Add support for Janus-Pro-7B and other
Currently Transformerlab only handles text. But the tendency for the future is converging towards Multimodal AI Models (MLLM). For example the recent Janus-Pro is a unified understanding and generation MLLM.
https://huggingface.co/deepseek-ai/Janus-Pro-7B
Please add support for images input and output, audio input and output, and video input and output. It would be ideal to be able to load a CLIP model and a Diffusion model, plus a VAE model, to generate images with models like Flux.
https://huggingface.co/black-forest-labs/FLUX.1-dev https://huggingface.co/vpakarinen/flux-dev-vae-clip/tree/main
Definitely something we are talking about on the roadmap...although maybe longer term. We are hoping to simplify and expand what users can create via plugins as well going forward.
For now, we do have basic multimodal model support for taking images in with models like LLaVA.

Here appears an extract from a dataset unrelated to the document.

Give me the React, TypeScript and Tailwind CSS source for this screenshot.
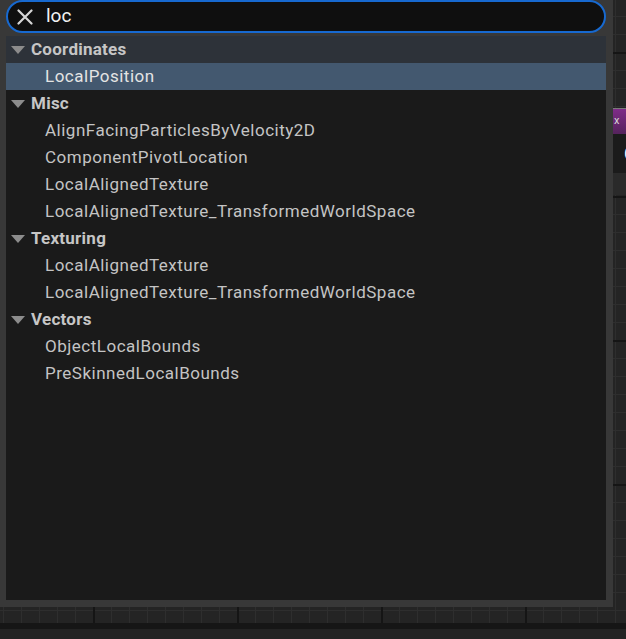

Hey @Emasoft, Just catching up on this. We now have support to load and interact with diffusion models within our platform. You can download one from Model Zoo or from huggingface using the search bar at the bottom of Model Zoo
@deep1401 That sounds great! I'm looking forward to it!
Hi @Emasoft, Our vLLM and Sglang plugins also support multimodal models now allowing image inputs you can check those out as well! Just closing this issue now but please open another issue if you need help or support!